## Set exercise
Report back each line of the records that contains the string "this".

*-*-*

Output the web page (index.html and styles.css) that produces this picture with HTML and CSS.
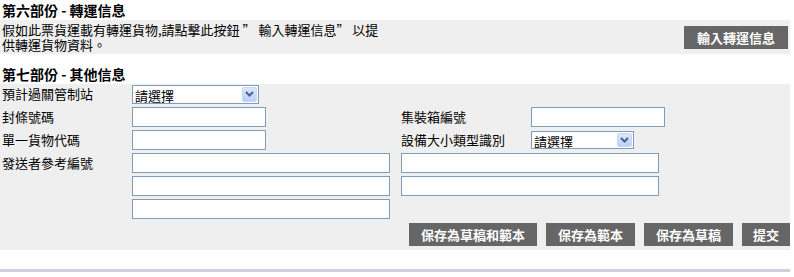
FILE: index.html
```html
<!DOCTYPE HTML>
<html lang="zh-Hant">
<head>
<meta name="viewport" content="width=device-width, initial-scale=1">
<title>其他信息</title>
<link rel="stylesheet" href="styles.css">
</head>
<body>

<div class="page">
  <h2 class="part-title">第六部份 - 轉運信息</h2>
  <div class="panel transit">
    <p class="transit-note">假如此票貨運載有轉運貨物,請點擊此按鈕 ” 輸入轉運信息” 以提供轉運貨物資料。</p>
    <button class="btn btn-transit">輸入轉運信息</button>
  </div>

  <h2 class="part-title spaced">第七部份 - 其他信息</h2>
  <div class="panel other">
    <div class="form-grid">
      <label class="lbl">預計過關管制站</label>
      <span class="pick-wrap pick-office">
        <select class="pick"><option>請選擇</option></select>
        <span class="pick-arrow"><svg width="9" height="6" viewBox="0 0 9 6"><path d="M1 1 L4.5 4.5 L8 1" fill="none" stroke="#4d6185" stroke-width="2"/></svg></span>
      </span>

      <label class="lbl">封條號碼</label>
      <input class="field" type="text">
      <label class="lbl col-3">集裝箱編號</label>
      <input class="field col-4" type="text">

      <label class="lbl">單一貨物代碼</label>
      <input class="field" type="text">
      <label class="lbl col-3">設備大小類型識別</label>
      <span class="pick-wrap pick-size">
        <select class="pick"><option>請選擇</option></select>
        <span class="pick-arrow"><svg width="9" height="6" viewBox="0 0 9 6"><path d="M1 1 L4.5 4.5 L8 1" fill="none" stroke="#4d6185" stroke-width="2"/></svg></span>
      </span>

      <label class="lbl">發送者參考編號</label>
      <input class="field field-wide" type="text">
      <input class="field field-wide col-34" type="text">

      <input class="field field-wide" type="text">
      <input class="field field-wide col-34" type="text">

      <input class="field field-wide" type="text">
    </div>

    <div class="actions">
      <button class="btn">保存為草稿和範本</button>
      <button class="btn">保存為範本</button>
      <button class="btn">保存為草稿</button>
      <button class="btn btn-submit">提交</button>
    </div>
  </div>

  <div class="bottom-rule"></div>
</div>

</body>
</html>
```

FILE: styles.css
```css
/* Page base */
body {
  margin: 0;
  padding: 0;
  background: #ffffff;
  color: #000000;
  font-family: "Noto Sans CJK TC", "Liberation Sans", sans-serif;
  font-size: 13px;
}

.page {
  width: 790px;
}

/* Section titles */
.part-title {
  margin: 0;
  padding-left: 2px;
  font-size: 14px;
  font-weight: bold;
  line-height: 20px;
}

.part-title.spaced {
  margin-top: 10px;
}

/* Grey panels */
.panel {
  background: #efefef;
}

.transit {
  display: flex;
  justify-content: space-between;
  align-items: center;
  height: 34px;
  padding: 0 2px;
}

.transit-note {
  margin: 0;
  width: 378px;
  line-height: 15px;
}

.other {
  padding-bottom: 4px;
}

/* Form grid: label / field / label / field */
.form-grid {
  display: grid;
  grid-template-columns: 130px 269px 130px 1fr;
  grid-auto-rows: 20px;
  row-gap: 3px;
  padding-left: 2px;
}

.lbl {
  grid-column: 1;
  line-height: 19px;
  align-self: start;
}

.field {
  box-sizing: border-box;
  grid-column: 2;
  width: 134px;
  height: 20px;
  margin: 0;
  padding: 0 2px;
  border: 1px solid #7f9db9;
  background: #ffffff;
  font: inherit;
}

.field-wide {
  width: 258px;
}

.form-grid .col-3 { grid-column: 3; }
.form-grid .col-4 { grid-column: 4; }
.form-grid .col-34 { grid-column: 3 / span 2; }

/* XP style drop-down */
.pick-wrap {
  position: relative;
  display: block;
}

.pick {
  box-sizing: border-box;
  width: 100%;
  height: 100%;
  margin: 0;
  padding: 0 0 0 2px;
  border: 1px solid #7f9db9;
  border-radius: 0;
  background: #ffffff;
  appearance: none;
  -webkit-appearance: none;
  font-family: inherit;
  font-size: 13px;
  color: #000000;
  outline: none;
}

.pick-office {
  grid-column: 2;
  width: 127px;
  height: 19px;
  align-self: center;
}

.pick-size {
  grid-column: 4;
  width: 103px;
  height: 18px;
  margin-top: 1px;
}

.pick-arrow {
  position: absolute;
  top: 2px;
  right: 2px;
  bottom: 2px;
  width: 15px;
  box-sizing: border-box;
  display: flex;
  align-items: center;
  justify-content: center;
  background: linear-gradient(180deg, #dce6fd, #bccffa);
  border: 1px solid #c6d5f8;
  border-radius: 2px;
  pointer-events: none;
}

/* Dark grey buttons */
.btn {
  height: 23px;
  margin: 0;
  padding: 0 12px;
  border: none;
  background: #666666;
  color: #ffffff;
  font-family: inherit;
  font-size: 13px;
  font-weight: bold;
  cursor: pointer;
}

.btn-transit {
  padding: 0 13px;
}

.btn-submit {
  padding: 0 11px;
}

.actions {
  display: flex;
  justify-content: flex-end;
  gap: 9px;
  margin-top: 4px;
}

/* Footer line */
.bottom-rule {
  height: 3px;
  margin-top: 19px;
  background: #cdcfdd;
}
```
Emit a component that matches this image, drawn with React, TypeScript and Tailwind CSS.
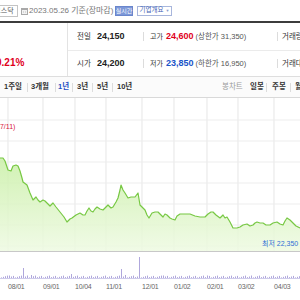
const pts: [number, number][] = [
  [0, 158], [3, 158], [5, 161], [8, 170], [11, 171], [13, 166], [16, 165], [18, 166], [20, 171], [22, 178], [23, 182], [27, 185], [30, 193], [33, 200], [36, 197], [38, 200], [40, 202], [43, 200], [45, 201], [48, 204], [50, 206], [53, 203], [56, 207], [60, 212], [64, 217], [67, 222], [70, 219], [72, 218], [76, 215], [80, 213], [83, 215], [85, 215], [87, 211], [89, 208], [91, 211], [93, 212], [95, 209], [97, 207], [100, 209], [103, 210], [106, 207], [108, 205], [111, 208], [113, 207], [116, 202], [118, 198], [120, 190], [121, 185], [123, 190], [125, 193], [128, 198], [131, 197], [135, 197], [138, 193], [140, 205], [143, 208], [145, 210], [147, 215], [149, 218], [152, 213], [155, 212], [158, 212], [161, 215], [163, 217], [165, 214], [167, 215], [170, 218], [172, 219], [175, 220], [177, 216], [180, 214], [185, 214], [190, 214], [195, 216], [200, 217], [205, 217], [208, 214], [211, 212], [213, 212], [216, 215], [220, 218], [223, 215], [225, 218], [227, 217], [230, 222], [233, 228], [237, 228], [240, 227], [243, 225], [247, 224], [250, 226], [253, 225], [255, 223], [257, 222], [260, 223], [263, 223], [266, 225], [270, 225], [273, 223], [277, 222], [280, 224], [283, 225], [285, 221], [287, 218], [290, 220], [293, 223], [296, 226], [300, 228],
];

const linePath = "M" + pts.map(([x, y]) => `${x},${y}`).join(" L");
const fillPath = linePath + " L300,251 L0,251 Z";

const gridX = [8, 43, 75, 106, 142, 174, 207, 238, 274];
const gridY = [120, 141, 162, 183, 204, 225, 246];

const spikes: Record<number, number> = { 23: 10, 121: 9, 139: 21, 71: 4, 31: 3, 9: 2.5, 125: 3, 163: 2.5, 251: 2.5, 207: 2.5, 27: 2.5 };
const vols = Array.from({ length: 150 }, (_, i) => {
  const x = i * 2 + 1;
  const base = 0.6 + ((i * 7919) % 7) * 0.3;
  return { x, h: spikes[x] ?? base };
});

const dates: [string, number][] = [
  ["08/01", 8], ["09/01", 43], ["10/04", 75], ["11/01", 106], ["12/01", 142], ["01/02", 174], ["02/01", 207], ["03/02", 238], ["04/03", 274],
];

function Sep() {
  return <span className="w-px h-[9px] bg-[#dcdcdc] shrink-0" />;
}

function InfoRow(props: {
  l1: string; v1: string; l2: string; v2: string; v2c: string; sub: string; l3: string; h: string; border?: boolean;
}) {
  return (
    <div className={`${props.h} flex items-center whitespace-nowrap leading-none ${props.border ? "border-b border-[#ebebeb]" : ""}`}>
      <div className="w-[75px] pl-[9px] flex items-center shrink-0">
        <span className="w-[20px] text-[7.5px] text-[#333]">{props.l1}</span>
        <span className="text-[9px] font-bold text-[#222]">{props.v1}</span>
      </div>
      <Sep />
      <div className="w-[133px] pl-[6px] flex items-center shrink-0">
        <span className="w-[16px] text-[7px] text-[#333]">{props.l2}</span>
        <span className={`text-[9px] font-bold ${props.v2c}`}>{props.v2}</span>
        <span className="ml-[2px] text-[7.5px] text-[#555]">{props.sub}</span>
      </div>
      <Sep />
      <div className="pl-[4px] text-[7.5px] text-[#333]">{props.l3}</div>
    </div>
  );
}

export default function App() {
  return (
    <div className="w-[300px] h-[300px] overflow-hidden bg-white font-['Liberation_Sans','Noto_Sans_CJK_KR',sans-serif] text-[#333]">
      {/* top bar */}
      <div className="h-[21px] flex items-center whitespace-nowrap leading-none">
        <div className="ml-[-10px] w-[28px] h-[12px] border border-[#c4c4c4] flex items-center justify-center text-[7px] text-[#555] shrink-0">코스닥</div>
        <svg className="ml-[3px] shrink-0" width="7" height="8" viewBox="0 0 7 8">
          <rect x="0.5" y="1.5" width="6" height="6" fill="#f2f2f2" stroke="#a9a9a9" strokeWidth="1" />
          <rect x="0.5" y="1.5" width="6" height="1.5" fill="#a9a9a9" />
          <rect x="2" y="4.5" width="1" height="1" fill="#bbb" />
          <rect x="4" y="4.5" width="1" height="1" fill="#bbb" />
        </svg>
        <span className="ml-[1px] w-[86px] text-[8px] text-[#777] shrink-0">2023.05.26 기준(장마감)</span>
        <span className="w-[18px] h-[10px] bg-[#7d98d8] border border-[#6a86cc] text-white text-[6px] flex items-center justify-center shrink-0">실시간</span>
        <span className="ml-[4px] w-[35px] h-[10px] border border-[#a8b6dc] text-[#3f63b5] text-[6.5px] flex items-center justify-center gap-[2px] shrink-0">
          기업개요<span className="text-[4px] text-[#8a9acb]">▼</span>
        </span>
      </div>
      <div className="h-[2px] bg-[#3c3c3c]" />

      {/* info */}
      <div className="flex h-[54px] border-b border-[#dedede]">
        <div className="w-[68px] border-r border-[#e3e3e3] flex items-end pb-[8px] shrink-0">
          <span className="ml-[-4px] text-[10px] font-bold text-[#e0001b] leading-none">0.21%</span>
        </div>
        <div className="flex-1 flex flex-col">
          <InfoRow h="h-[28px]" border l1="전일" v1="24,150" l2="고가" v2="24,600" v2c="text-[#e0001b]" sub="(상한가 31,350)" l3="거래량" />
          <InfoRow h="h-[25px]" l1="시가" v1="24,200" l2="저가" v2="23,850" v2c="text-[#1a54c8]" sub="(하한가 16,950)" l3="거래대금" />
        </div>
      </div>

      {/* tabs */}
      <div className="h-[21px] border-b border-[#d9d9d9] bg-[#fbfbfb] flex items-center text-[7.5px] font-bold text-[#333] whitespace-nowrap leading-none">
        <span className="w-[27px] pl-[4px] shrink-0">1주일</span>
        <Sep />
        <span className="w-[27px] pl-[3px] shrink-0">3개월</span>
        <Sep />
        <span className="w-[16px] pl-[2px] shrink-0 text-[#1f4fc4]">1년</span>
        <Sep />
        <span className="w-[19px] pl-[4px] shrink-0">3년</span>
        <Sep />
        <span className="w-[19px] pl-[4px] shrink-0">5년</span>
        <Sep />
        <span className="w-[27px] pl-[4px] shrink-0">10년</span>
        <span className="ml-[82px] w-[28px] shrink-0 font-normal text-[#9a9a9a]">봉차트</span>
        <span className="w-[16px] shrink-0">일봉</span>
        <Sep />
        <span className="w-[23px] pl-[5px] shrink-0">주봉</span>
        <Sep />
        <span className="pl-[4px] shrink-0">월봉</span>
      </div>

      {/* chart */}
      <div className="relative h-[154px] border-b border-[#c8c8c8]">
        <svg className="absolute left-0 top-0" width="300" height="153" viewBox="0 98 300 153">
          <defs>
            <linearGradient id="gfill" x1="0" y1="0" x2="0" y2="1">
              <stop offset="0" stopColor="#c9efa6" />
              <stop offset="1" stopColor="#eefae2" />
            </linearGradient>
          </defs>
          {gridY.map((y) => (
            <line key={"h" + y} x1="0" x2="300" y1={y} y2={y} stroke="#ededed" strokeWidth="1.2" />
          ))}
          {gridX.map((x) => (
            <line key={"v" + x} x1={x} x2={x} y1="98" y2="251" stroke="#ececec" strokeWidth="1.3" />
          ))}
          <path d={fillPath} fill="url(#gfill)" fillOpacity="0.85" />
          <path d={linePath} fill="none" stroke="#77c843" strokeWidth="1.2" strokeLinejoin="round" />
        </svg>
        <span className="absolute left-[-16px] top-[25px] text-[7px] leading-[8px] text-[#d9163a] whitespace-nowrap">(22/07/11)</span>
        <span className="absolute left-[262px] top-[142px] text-[7px] leading-[8px] text-[#2f6fd6] whitespace-nowrap">최저 22,350</span>
      </div>

      {/* volume */}
      <div className="h-[29px]">
        <svg width="300" height="29" viewBox="0 252 300 29">
          <line x1="0" x2="300" y1="278.5" y2="278.5" stroke="#c2bce6" strokeWidth="0.8" />
          {vols.map((v) => (
            <rect key={v.x} x={v.x} y={278 - v.h} width="0.9" height={v.h} fill="#a69dd8" />
          ))}
        </svg>
      </div>

      {/* dates */}
      <div className="relative h-[12px]">
        {dates.map(([d, x]) => (
          <span key={d} className="absolute top-0 text-[7px] leading-[12px] text-[#666] tracking-[-0.2px]" style={{ left: x }}>
            {d}
          </span>
        ))}
      </div>
    </div>
  );
}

*-*-*

## Result of the exercise
Output the web page (index.html and styles.css) that produces this picture with HTML and CSS.
Emit a component that matches this image, drawn with React, TypeScript and Tailwind CSS.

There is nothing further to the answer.